▶ [Exercise instructions]:
Work out how many lines contain "styles". Reply with the count alone.

** start Data lines **

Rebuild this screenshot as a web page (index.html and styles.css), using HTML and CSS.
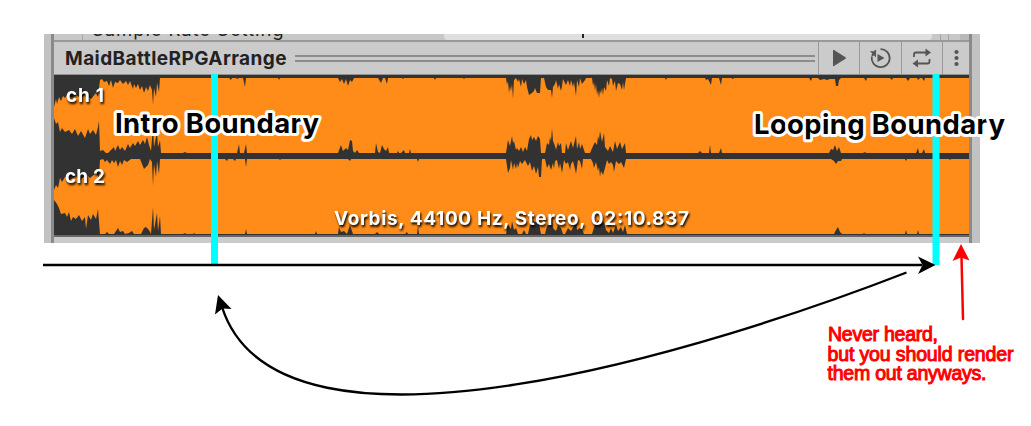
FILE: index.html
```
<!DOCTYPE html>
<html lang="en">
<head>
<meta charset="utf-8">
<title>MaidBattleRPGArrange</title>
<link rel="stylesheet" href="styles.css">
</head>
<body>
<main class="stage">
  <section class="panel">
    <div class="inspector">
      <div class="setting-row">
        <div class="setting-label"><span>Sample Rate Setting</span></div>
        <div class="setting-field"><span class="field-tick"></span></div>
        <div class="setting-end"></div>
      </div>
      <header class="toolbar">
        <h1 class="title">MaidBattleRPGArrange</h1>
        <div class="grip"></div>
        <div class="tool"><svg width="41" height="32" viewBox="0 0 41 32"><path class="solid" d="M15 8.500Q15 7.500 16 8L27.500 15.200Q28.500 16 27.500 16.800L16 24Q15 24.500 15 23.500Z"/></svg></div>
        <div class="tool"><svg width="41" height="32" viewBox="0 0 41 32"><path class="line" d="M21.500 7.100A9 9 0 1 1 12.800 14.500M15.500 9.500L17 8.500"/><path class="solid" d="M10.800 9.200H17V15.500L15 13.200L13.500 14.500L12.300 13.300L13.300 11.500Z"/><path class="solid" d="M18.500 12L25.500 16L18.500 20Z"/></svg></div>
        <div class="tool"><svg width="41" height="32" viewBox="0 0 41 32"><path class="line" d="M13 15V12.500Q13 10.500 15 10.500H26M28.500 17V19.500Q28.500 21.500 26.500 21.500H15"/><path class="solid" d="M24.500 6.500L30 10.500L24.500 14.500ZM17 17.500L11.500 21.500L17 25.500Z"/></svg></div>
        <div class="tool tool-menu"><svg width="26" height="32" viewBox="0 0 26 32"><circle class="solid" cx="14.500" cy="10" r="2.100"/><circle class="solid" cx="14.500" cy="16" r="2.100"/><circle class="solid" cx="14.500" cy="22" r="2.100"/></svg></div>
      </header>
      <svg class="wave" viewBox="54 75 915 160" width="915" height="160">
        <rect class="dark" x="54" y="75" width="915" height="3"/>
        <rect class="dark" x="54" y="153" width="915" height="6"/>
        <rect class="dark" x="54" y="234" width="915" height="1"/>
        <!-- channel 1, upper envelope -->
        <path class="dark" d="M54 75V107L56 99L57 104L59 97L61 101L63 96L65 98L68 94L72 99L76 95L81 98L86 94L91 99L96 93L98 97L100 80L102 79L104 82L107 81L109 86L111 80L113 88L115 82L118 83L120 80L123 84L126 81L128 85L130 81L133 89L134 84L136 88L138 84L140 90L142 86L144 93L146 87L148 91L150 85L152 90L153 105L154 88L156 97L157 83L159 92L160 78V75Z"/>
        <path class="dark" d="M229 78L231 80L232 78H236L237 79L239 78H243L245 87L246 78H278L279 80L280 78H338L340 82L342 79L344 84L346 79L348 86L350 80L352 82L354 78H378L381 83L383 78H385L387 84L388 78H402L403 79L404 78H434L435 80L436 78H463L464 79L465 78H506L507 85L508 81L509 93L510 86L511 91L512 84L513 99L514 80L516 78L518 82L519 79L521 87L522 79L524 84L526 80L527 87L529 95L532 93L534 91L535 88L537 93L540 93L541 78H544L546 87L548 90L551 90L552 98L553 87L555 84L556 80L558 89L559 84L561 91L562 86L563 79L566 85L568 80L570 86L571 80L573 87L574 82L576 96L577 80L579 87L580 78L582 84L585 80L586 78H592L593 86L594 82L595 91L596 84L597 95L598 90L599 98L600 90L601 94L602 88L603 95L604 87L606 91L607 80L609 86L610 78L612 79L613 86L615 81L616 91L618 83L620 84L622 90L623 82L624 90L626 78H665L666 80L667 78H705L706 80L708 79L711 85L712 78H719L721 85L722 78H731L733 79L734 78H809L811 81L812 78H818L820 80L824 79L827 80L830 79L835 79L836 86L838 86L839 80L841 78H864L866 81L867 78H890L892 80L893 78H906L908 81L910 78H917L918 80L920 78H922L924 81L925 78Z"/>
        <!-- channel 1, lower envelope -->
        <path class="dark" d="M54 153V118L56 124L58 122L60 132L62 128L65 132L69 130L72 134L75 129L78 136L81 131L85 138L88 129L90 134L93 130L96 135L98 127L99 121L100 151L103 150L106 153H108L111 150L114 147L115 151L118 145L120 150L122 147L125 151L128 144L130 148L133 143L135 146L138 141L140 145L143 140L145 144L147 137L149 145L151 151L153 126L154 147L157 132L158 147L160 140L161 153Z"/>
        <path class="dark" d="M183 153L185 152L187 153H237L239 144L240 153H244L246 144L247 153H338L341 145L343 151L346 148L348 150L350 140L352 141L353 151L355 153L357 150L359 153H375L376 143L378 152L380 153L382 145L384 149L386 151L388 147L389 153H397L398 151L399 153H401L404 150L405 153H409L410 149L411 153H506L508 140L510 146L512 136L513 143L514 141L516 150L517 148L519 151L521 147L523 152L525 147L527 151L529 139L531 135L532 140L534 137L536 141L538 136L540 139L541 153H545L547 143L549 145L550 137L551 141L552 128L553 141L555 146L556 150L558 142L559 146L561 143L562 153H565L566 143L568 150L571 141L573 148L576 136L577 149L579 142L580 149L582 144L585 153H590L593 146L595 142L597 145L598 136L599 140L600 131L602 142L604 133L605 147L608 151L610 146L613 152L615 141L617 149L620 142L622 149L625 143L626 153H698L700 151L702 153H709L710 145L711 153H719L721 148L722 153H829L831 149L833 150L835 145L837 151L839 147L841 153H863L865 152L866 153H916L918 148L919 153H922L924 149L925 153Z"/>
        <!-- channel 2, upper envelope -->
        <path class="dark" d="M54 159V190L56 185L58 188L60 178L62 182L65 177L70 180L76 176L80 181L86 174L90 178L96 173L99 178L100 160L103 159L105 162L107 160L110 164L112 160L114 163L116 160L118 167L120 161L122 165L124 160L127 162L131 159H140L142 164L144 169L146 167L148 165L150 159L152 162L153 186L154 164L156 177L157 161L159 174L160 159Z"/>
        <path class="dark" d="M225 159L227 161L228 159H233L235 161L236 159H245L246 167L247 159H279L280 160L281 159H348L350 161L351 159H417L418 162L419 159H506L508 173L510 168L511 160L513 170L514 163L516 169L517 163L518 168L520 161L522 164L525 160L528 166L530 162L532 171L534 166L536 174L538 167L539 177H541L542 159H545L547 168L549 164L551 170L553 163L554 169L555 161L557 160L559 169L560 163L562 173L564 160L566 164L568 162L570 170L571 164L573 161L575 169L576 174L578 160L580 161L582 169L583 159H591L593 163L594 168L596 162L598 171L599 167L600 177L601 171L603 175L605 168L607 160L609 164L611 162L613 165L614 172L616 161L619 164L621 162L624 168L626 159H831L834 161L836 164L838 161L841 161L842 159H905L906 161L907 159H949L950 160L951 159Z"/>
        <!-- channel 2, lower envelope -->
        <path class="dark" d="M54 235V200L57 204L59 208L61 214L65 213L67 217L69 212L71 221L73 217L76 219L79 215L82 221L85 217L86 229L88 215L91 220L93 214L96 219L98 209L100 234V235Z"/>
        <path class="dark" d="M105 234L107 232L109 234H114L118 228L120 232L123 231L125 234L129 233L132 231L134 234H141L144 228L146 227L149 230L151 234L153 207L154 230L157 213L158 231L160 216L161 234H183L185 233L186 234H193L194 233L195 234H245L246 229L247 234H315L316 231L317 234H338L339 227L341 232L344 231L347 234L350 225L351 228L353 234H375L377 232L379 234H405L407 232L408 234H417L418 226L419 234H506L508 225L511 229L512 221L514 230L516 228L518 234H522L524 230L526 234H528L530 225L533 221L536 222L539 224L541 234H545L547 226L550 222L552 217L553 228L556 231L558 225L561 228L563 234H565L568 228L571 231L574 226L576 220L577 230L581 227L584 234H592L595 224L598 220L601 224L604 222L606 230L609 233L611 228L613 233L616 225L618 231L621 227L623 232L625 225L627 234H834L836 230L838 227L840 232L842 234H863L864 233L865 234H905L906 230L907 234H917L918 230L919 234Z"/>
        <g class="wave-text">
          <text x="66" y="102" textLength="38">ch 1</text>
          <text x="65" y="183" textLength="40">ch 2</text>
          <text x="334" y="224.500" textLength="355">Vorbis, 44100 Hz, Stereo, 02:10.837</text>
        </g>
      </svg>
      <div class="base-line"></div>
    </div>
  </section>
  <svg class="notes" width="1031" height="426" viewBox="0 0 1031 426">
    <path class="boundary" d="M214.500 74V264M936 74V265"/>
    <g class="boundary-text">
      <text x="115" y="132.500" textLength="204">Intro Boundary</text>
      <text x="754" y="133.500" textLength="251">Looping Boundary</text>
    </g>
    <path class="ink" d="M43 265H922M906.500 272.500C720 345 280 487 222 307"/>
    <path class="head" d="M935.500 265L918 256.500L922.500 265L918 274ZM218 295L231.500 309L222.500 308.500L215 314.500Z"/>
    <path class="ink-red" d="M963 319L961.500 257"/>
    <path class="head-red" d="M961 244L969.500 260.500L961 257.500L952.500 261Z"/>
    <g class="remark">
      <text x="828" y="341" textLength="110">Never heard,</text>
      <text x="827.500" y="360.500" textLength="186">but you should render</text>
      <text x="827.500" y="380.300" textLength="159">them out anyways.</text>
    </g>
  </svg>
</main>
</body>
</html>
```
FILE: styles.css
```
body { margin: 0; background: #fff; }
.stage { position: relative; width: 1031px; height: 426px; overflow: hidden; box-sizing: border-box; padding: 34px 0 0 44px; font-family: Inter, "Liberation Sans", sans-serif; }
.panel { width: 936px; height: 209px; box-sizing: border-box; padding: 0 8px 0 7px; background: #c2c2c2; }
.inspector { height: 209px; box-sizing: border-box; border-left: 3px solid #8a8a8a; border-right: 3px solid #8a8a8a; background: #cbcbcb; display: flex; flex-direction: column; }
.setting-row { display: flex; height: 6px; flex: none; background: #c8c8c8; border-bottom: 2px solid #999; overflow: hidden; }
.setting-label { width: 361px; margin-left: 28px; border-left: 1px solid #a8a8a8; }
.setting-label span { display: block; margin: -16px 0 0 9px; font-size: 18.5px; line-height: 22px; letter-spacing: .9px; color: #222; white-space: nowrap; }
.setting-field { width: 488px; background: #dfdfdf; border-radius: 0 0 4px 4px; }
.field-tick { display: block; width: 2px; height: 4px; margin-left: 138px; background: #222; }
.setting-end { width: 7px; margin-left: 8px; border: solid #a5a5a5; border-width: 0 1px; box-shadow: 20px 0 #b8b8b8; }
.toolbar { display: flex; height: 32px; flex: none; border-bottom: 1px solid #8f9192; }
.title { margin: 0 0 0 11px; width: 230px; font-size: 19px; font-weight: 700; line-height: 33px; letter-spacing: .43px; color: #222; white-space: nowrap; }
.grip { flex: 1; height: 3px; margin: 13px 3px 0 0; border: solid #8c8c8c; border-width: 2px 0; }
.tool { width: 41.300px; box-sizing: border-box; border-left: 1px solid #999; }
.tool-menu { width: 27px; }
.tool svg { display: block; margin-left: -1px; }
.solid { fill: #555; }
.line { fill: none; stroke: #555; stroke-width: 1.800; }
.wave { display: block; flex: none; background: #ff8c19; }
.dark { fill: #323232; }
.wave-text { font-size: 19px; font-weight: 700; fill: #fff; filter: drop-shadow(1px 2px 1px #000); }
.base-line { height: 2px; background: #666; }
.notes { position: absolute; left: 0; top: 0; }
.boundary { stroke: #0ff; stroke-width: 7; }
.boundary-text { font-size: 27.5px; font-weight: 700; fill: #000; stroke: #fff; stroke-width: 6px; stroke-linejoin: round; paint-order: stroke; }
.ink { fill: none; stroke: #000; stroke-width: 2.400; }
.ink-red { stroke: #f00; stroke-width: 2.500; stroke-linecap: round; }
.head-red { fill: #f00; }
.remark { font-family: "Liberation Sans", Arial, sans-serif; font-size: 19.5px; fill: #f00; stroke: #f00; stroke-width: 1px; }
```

** end Data lines **

▶ [Response below]:
3